China is spearheading the research on health, and one such study caught our attention as estimates show that over a million VR headsets are being shipped each month (in China alone). Beijing-based research organization recently released a study named “Experiment Report on the Impact of Long-Term Use of Virtual Reality (VR) Head-Mounted Displays on the Vision of Pre-teen Users” (PDF download). This document suggests that extended use of high-end VR headsets might improve or benefit the vision in preteen population, as explored by six researchers and contributors;
- Bao Yihua, Advanced Innovation Center for Future Visual Entertainment in Beijing
- Weng Dongdong, Yu Xingyao, Guo Jie from Beijing Institute of Technology
- Liu Jun, Certified optometrist
- Su Haixin from Beijing Blue Focus E-Commerce Co., Ltd.
The sample group consisted out of “Fifty eligible subjects aged 9 to 12 participated in the experiment, including 26 males and 24 females.” Study subjects used Google’s Tilt Brush versus Painting Pad by Murtha Design (tablet app) for a period of one hour, after which they were examined. The groups were changing on daily basis, after which the data was collected and finalized. Out of 50 pupils, only one reported negative effect, showing subjective displeasure with the application selected for the study.
The conclusions were quite encouraging:
“As the experimental data shows, subjective fatigue brought on by VR experience and visual fatigue brought on by tablets can be alleviated by a short rest. As for vision, the majority of pre -teen subjects reported that their vision was unchanged or even imp roved after the experiment; that is because of the considerable amount of simulated distance vision scenes used in VR. Meanwhile, according to the experimental data, a higher portion of VR subjects had improved vision compared with the subjects who used tablets continuously for 1 hour. In conclusion, for pre -teen users, VR HMDs and tablets have a similar influence on vision and using VR HMDs may have a more positive influence.”

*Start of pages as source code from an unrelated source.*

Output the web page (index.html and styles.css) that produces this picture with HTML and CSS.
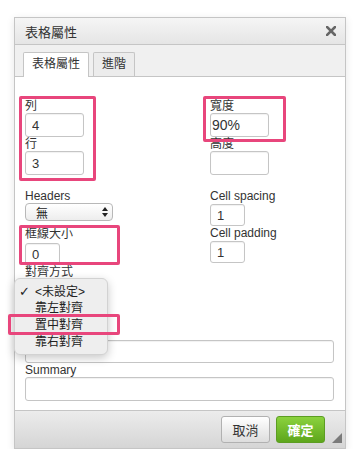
FILE: index.html
```html
<!DOCTYPE html>
<html lang="zh-Hant">
<head>
    <meta charset="UTF-8">
    <meta name="viewport" content="width=device-width, initial-scale=1.0">
    <title>表格屬性</title>
    <link rel="stylesheet" href="styles.css">
</head>
<body>
    <div class="dialog">
        <div class="dialog-head">
            <span class="dialog-title">表格屬性</span>
            <svg class="close" width="10" height="10" viewBox="0 0 10 10">
                <path d="M1 1 L9 9 M9 1 L1 9" stroke="#666" stroke-width="2.6" stroke-linecap="square"/>
            </svg>
        </div>

        <div class="tabs">
            <div class="tab active">表格屬性</div>
            <div class="tab">進階</div>
        </div>

        <div class="panel">
            <div class="columns">
                <div class="col">
                    <label class="lbl">列</label>
                    <input class="field w-md" type="text" value="4">
                    <label class="lbl">行</label>
                    <input class="field w-md" type="text" value="3">

                    <label class="lbl gap-top">Headers</label>
                    <div class="select">
                        <span>無</span>
                        <svg width="6" height="10" viewBox="0 0 6 10">
                            <path d="M0 4 L3 0 L6 4 Z M0 6 L3 10 L6 6 Z" fill="#222"/>
                        </svg>
                    </div>
                    <label class="lbl after-select">框線大小</label>
                    <input class="field w-sm short border-size" type="text" value="0">
                    <label class="lbl">對齊方式</label>
                    <!-- covered by the open menu below -->
                    <div class="select narrow"></div>
                </div>

                <div class="col">
                    <label class="lbl">寬度</label>
                    <input class="field w-md tight" type="text" value="90%">
                    <label class="lbl">高度</label>
                    <input class="field w-md" type="text" value="">

                    <label class="lbl gap-top">Cell spacing</label>
                    <input class="field w-sm short near" type="text" value="1">
                    <label class="lbl">Cell padding</label>
                    <input class="field w-sm short near" type="text" value="1">
                </div>
            </div>

            <input class="field wide short-ish caption" type="text" value="">
            <label class="lbl">Summary</label>
            <input class="field wide" type="text" value="">
        </div>

        <div class="dialog-foot">
            <button class="btn">取消</button>
            <button class="btn primary">確定</button>
            <span class="grip"></span>
        </div>
    </div>

    <!-- open alignment menu -->
    <ul class="dropdown">
        <li><span class="check">✓</span>&lt;未設定&gt;</li>
        <li>靠左對齊</li>
        <li>置中對齊</li>
        <li>靠右對齊</li>
    </ul>

    <!-- highlight marks -->
    <div class="mark mark-rows"></div>
    <div class="mark mark-width"></div>
    <div class="mark mark-border"></div>
    <div class="mark mark-center"></div>
</body>
</html>
```

FILE: styles.css
```css
body {
    margin: 0;
    font-family: "Liberation Sans", "Noto Sans CJK TC", sans-serif;
    font-size: 12px;
    color: #333;
    background-color: #fff;
    position: relative;
}

.dialog {
    margin: 17px 0 0 14px;
    width: 332px;
    box-sizing: border-box;
    border: 1px solid #c5c5c5;
    background-color: #fff;
    box-shadow: 0 2px 8px rgba(0, 0, 0, 0.1);
}

.dialog-head {
    height: 26px;
    padding: 0 9px 0 10px;
    display: flex;
    align-items: center;
    justify-content: space-between;
    border-bottom: 1px solid #c5c5c5;
    background: linear-gradient(#f5f5f5, #e5e5e5);
}

.dialog-title {
    font-size: 13px;
    color: #333;
}

.close {
    display: block;
}

.tabs {
    height: 24px;
    padding: 7px 0 0 8px;
    display: flex;
    align-items: flex-end;
    gap: 4px;
    background-color: #f0f0f0;
    border-bottom: 1px solid #c5c5c5;
}

.tab {
    height: 23px;
    line-height: 22px;
    padding: 0 8px;
    border: 1px solid #c5c5c5;
    border-bottom: none;
    border-radius: 2px 2px 0 0;
    background-color: #ececec;
    color: #333;
}

.tab.active {
    height: 24px;
    margin-bottom: -1px;
    background-color: #fff;
}

.panel {
    padding: 22px 10px 9px;
    background-color: #fff;
}

.columns {
    display: grid;
    grid-template-columns: 185px 1fr;
}

.col {
    display: flex;
    flex-direction: column;
    align-items: flex-start;
}

.lbl {
    display: block;
    height: 14px;
    line-height: 14px;
    color: #333;
    white-space: nowrap;
}

.lbl.gap-top {
    margin-top: 14px;
}

.lbl.after-select {
    margin-top: 6px;
}

.field {
    display: block;
    box-sizing: border-box;
    height: 24px;
    margin: 0;
    padding: 0 6px;
    border: 1px solid #c5c5c5;
    border-radius: 3px;
    background-color: #fff;
    box-shadow: inset 0 1px 1px rgba(0, 0, 0, 0.06);
    font-family: "Liberation Sans", "Noto Sans CJK TC", sans-serif;
    font-size: 13px;
    color: #333;
    outline: none;
}

.field.w-md {
    width: 59px;
}

.field.w-sm {
    width: 35px;
}

.field.short {
    height: 22px;
}

.field.near {
    margin-top: 1px;
}

.field.border-size {
    margin-top: 2px;
}

.field.tight {
    padding-left: 1px;
    font-size: 14px;
}

.field.wide {
    width: 309px;
}

.field.short-ish {
    height: 23px;
}

.field.caption {
    margin-top: 43px;
}

.select {
    box-sizing: border-box;
    width: 88px;
    height: 18px;
    padding: 0 4px 0 10px;
    display: flex;
    align-items: center;
    justify-content: space-between;
    border: 1px solid #b8b8b8;
    border-radius: 4px;
    background: linear-gradient(#fff, #ededed);
    font-size: 12px;
    color: #222;
}

.select.narrow {
    width: 80px;
}

.dialog-foot {
    height: 38px;
    padding: 5px 3px 0 0;
    box-sizing: border-box;
    display: flex;
    justify-content: flex-end;
    align-items: flex-start;
    border-top: 1px solid #c5c5c5;
    background: linear-gradient(#ececec, #d5d5d5);
}

.btn {
    width: 49px;
    height: 27px;
    margin-left: 6px;
    padding: 0;
    border: 1px solid #b1b1b1;
    border-radius: 3px;
    background: linear-gradient(#ffffff, #dddddd);
    font-family: "Liberation Sans", "Noto Sans CJK TC", sans-serif;
    font-size: 13px;
    color: #333;
}

.btn.primary {
    border-color: #5c9d22;
    background: linear-gradient(#8bd23e, #5da61c);
    color: #fff;
    font-weight: bold;
}

.grip {
    width: 0;
    height: 0;
    margin: 0 0 5px 7px;
    align-self: flex-end;
    border-left: 10px solid transparent;
    border-bottom: 10px solid #7a7a7a;
}

.dropdown {
    position: absolute;
    left: 14px;
    top: 278px;
    width: 94px;
    box-sizing: border-box;
    margin: 0;
    padding: 4px 0 3px;
    list-style: none;
    border: 1px solid #d2d2d2;
    border-radius: 6px;
    background-color: #eeeeee;
    box-shadow: 0 3px 10px rgba(0, 0, 0, 0.22);
}

.dropdown li {
    height: 17px;
    line-height: 17px;
    padding-left: 20px;
    font-size: 12px;
    color: #222;
    white-space: nowrap;
    overflow: hidden;
}

.check {
    display: inline-block;
    width: 16px;
    margin-left: -16px;
    font-family: "DejaVu Sans", sans-serif;
    font-weight: bold;
    font-size: 13px;
    color: #222;
}

.mark {
    position: absolute;
    box-sizing: border-box;
    border: 3px solid #e8467c;
    border-radius: 2px;
}

.mark-rows {
    left: 19px;
    top: 96px;
    width: 77px;
    height: 85px;
}

.mark-width {
    left: 203px;
    top: 96px;
    width: 83px;
    height: 46px;
}

.mark-border {
    left: 19px;
    top: 225px;
    width: 101px;
    height: 40px;
}

.mark-center {
    left: 8px;
    top: 314px;
    width: 112px;
    height: 21px;
}
```
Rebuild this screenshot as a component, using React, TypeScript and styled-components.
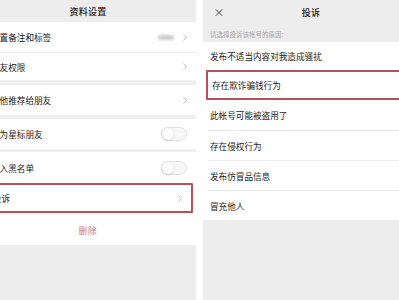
import styled, { createGlobalStyle } from "styled-components";

const GlobalStyle = createGlobalStyle`
  html, body {
    margin: 0;
    padding: 0;
    background: #ffffff;
  }
  body {
    font-family: "Noto Sans CJK SC", "Noto Sans", sans-serif;
    color: #1c1c1c;
  }
`;

const Page = styled.div`
  display: flex;
  gap: 7px;
  width: 399px;
  height: 300px;
  overflow: hidden;
  background: #ffffff;
`;

const Viewport = styled.div<{ $width: number }>`
  width: ${(p) => p.$width}px;
  height: 300px;
  flex-shrink: 0;
  overflow: hidden;
`;

const Phone = styled.div<{ $offset: number }>`
  width: 216px;
  height: 300px;
  margin-left: ${(p) => p.$offset}px;
  display: flex;
  flex-direction: column;
  background: #ffffff;
`;

const NavBar = styled.div<{ $height: number }>`
  height: ${(p) => p.$height}px;
  flex-shrink: 0;
  background: #ededed;
  display: flex;
  align-items: center;
  justify-content: center;
  position: relative;
`;

const NavTitle = styled.div`
  font-size: 9px;
  font-weight: 500;
  color: #1a1a1a;
  letter-spacing: 0.3px;
`;

const CloseButton = styled.div`
  position: absolute;
  left: 12px;
  top: 50%;
  transform: translateY(-55%);
  display: flex;
`;

const Hint = styled.div`
  height: 17px;
  flex-shrink: 0;
  background: #ededed;
  display: flex;
  align-items: center;
  padding-left: 7px;
  font-size: 6.5px;
  color: #a8a8a8;
`;

const Row = styled.div<{ $height: number; $pad: number }>`
  height: ${(p) => p.$height}px;
  flex-shrink: 0;
  display: flex;
  align-items: center;
  justify-content: space-between;
  padding: 0 9px 0 ${(p) => p.$pad}px;
  font-size: 8.6px;
  color: #1c1c1c;
  background: #ffffff;
  box-sizing: border-box;
`;

const Highlight = styled.div<{ $height: number }>`
  height: ${(p) => p.$height}px;
  flex-shrink: 0;
  margin: 0 3px;
  border: 2px solid #b8505a;
  border-radius: 1px;
  box-sizing: border-box;
  display: flex;
  flex-direction: column;
  justify-content: center;

  & > ${Row} {
    height: 100%;
  }
`;

const Line = styled.div<{ $inset: number }>`
  height: 1px;
  flex-shrink: 0;
  margin-left: ${(p) => p.$inset}px;
  background: #ececec;
`;

const Gap = styled.div<{ $height: number }>`
  height: ${(p) => p.$height}px;
  flex-shrink: 0;
  background: #efefef;
`;

const Spacer = styled.div<{ $height: number }>`
  height: ${(p) => p.$height}px;
  flex-shrink: 0;
`;

const Filler = styled.div`
  flex: 1;
  background: #ededed;
`;

const Trail = styled.div`
  display: flex;
  align-items: center;
  gap: 9px;
`;

const BlurredValue = styled.div`
  width: 16px;
  height: 5px;
  border-radius: 3px;
  background: #c9c9c9;
  filter: blur(1.5px);
`;

const Toggle = styled.div`
  width: 26px;
  height: 14px;
  border-radius: 7px;
  border: 1px solid #e2e2e2;
  background: #f7f7f7;
  box-sizing: border-box;
  display: flex;
  align-items: center;
`;

const Knob = styled.div`
  width: 12px;
  height: 12px;
  border-radius: 50%;
  background: #ffffff;
  box-shadow: 0 0.5px 1.5px rgba(0, 0, 0, 0.25);
`;

const DangerRow = styled.div`
  height: 30px;
  flex-shrink: 0;
  display: flex;
  align-items: center;
  justify-content: center;
  font-size: 8.6px;
  color: #c9737b;
  letter-spacing: 1px;
`;

const Chevron = () => (
  <svg width="4" height="7" viewBox="0 0 4 7">
    <path d="M0.5 0.5 L3.4 3.5 L0.5 6.5" fill="none" stroke="#b8b8b8" strokeWidth="0.9" />
  </svg>
);

const CloseIcon = () => (
  <svg width="8" height="8" viewBox="0 0 8 8">
    <path d="M0.8 0.8 L7.2 7.2 M7.2 0.8 L0.8 7.2" stroke="#333" strokeWidth="0.9" />
  </svg>
);

const ProfileSettings = () => (
  <Phone $offset={-20}>
    <NavBar $height={22}>
      <NavTitle>资料设置</NavTitle>
    </NavBar>
    <Row $height={30} $pad={11}>
      <span>设置备注和标签</span>
      <Trail>
        <BlurredValue />
        <Chevron />
      </Trail>
    </Row>
    <Line $inset={0} />
    <Row $height={27} $pad={11}>
      <span>朋友权限</span>
      <Chevron />
    </Row>
    <Gap $height={5} />
    <Row $height={30} $pad={11}>
      <span>把他推荐给朋友</span>
      <Chevron />
    </Row>
    <Gap $height={4} />
    <Row $height={30} $pad={11}>
      <span>设为星标朋友</span>
      <Toggle>
        <Knob />
      </Toggle>
    </Row>
    <Gap $height={3} />
    <Row $height={31} $pad={11}>
      <span>加入黑名单</span>
      <Toggle>
        <Knob />
      </Toggle>
    </Row>
    <Highlight $height={30}>
      <Row $height={26} $pad={8}>
        <span>投诉</span>
        <Chevron />
      </Row>
    </Highlight>
    <Spacer $height={2} />
    <DangerRow>删除</DangerRow>
    <Filler />
  </Phone>
);

const reasons = [
  "此帐号可能被盗用了",
  "存在侵权行为",
  "发布仿冒品信息",
  "冒充他人",
];

const Complaint = () => (
  <Phone $offset={0}>
    <NavBar $height={25}>
      <CloseButton>
        <CloseIcon />
      </CloseButton>
      <NavTitle>投诉</NavTitle>
    </NavBar>
    <Hint>请选择投诉该帐号的原因:</Hint>
    <Row $height={28} $pad={7}>
      <span>发布不适当内容对我造成骚扰</span>
    </Row>
    <Highlight $height={30}>
      <Row $height={26} $pad={4}>
        <span>存在欺诈骗钱行为</span>
      </Row>
    </Highlight>
    {reasons.map((r, i) => (
      <div key={r}>
        {i > 0 && <Line $inset={5} />}
        <Row $height={i === 0 ? 30 : 29} $pad={7}>
          <span>{r}</span>
        </Row>
      </div>
    ))}
    <Filler />
  </Phone>
);

export default function App() {
  return (
    <>
      <GlobalStyle />
      <Page>
        <Viewport $width={196}>
          <ProfileSettings />
        </Viewport>
        <Viewport $width={196}>
          <Complaint />
        </Viewport>
      </Page>
    </>
  );
}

Second conclusion only confirmed what we know already – use of small screen devices strain the eye more than when your whole field of view is occupied by a headset. With VR headset, eyes are orientating/focusing similar to real world, unlike the tablet experience. These conclusions are not the only examples in the field.
Can VR really improve your vision?
Several years ago, there was a story of Mr. James Blaha, who suffered from two serious visual conditions, amblyopia (lazy eye) and strabismus (crossed eyes). He encountered Dr. Marc Levin from UC San Francisco. After the treatment, he kickstarted the company now called Vivid Vision, which uses VR headsets to develop VR health applications which might help treat eye conditions.
Ever since personal computing debuted on world’s stage, we’ve heard a lot of ‘studies’ that preached the negative narrative, focusing on health concerns and isolationist effect of personal computing on children. Probably the best scare tactic in psychological terms. Yet, today’s world is connected and smaller than ever before, with obvious psychological and health benefits.
With new technologies, we are hearing the same story over again. Remember the recent article PlayStation VR use “might lead” to disastrous health problems? Then again, that article came from the Mirror, UK-based tabloid newspaper. Quote of “leading laser eye surgeon Dr David Allamby, clinical director of London’s Focus clinic, says VR could be setting up a generation of young adults for myopia and agonisingly-painful “dry eye”.”
We would encourage you to take both the study and doctors’ comments with the grain of salt.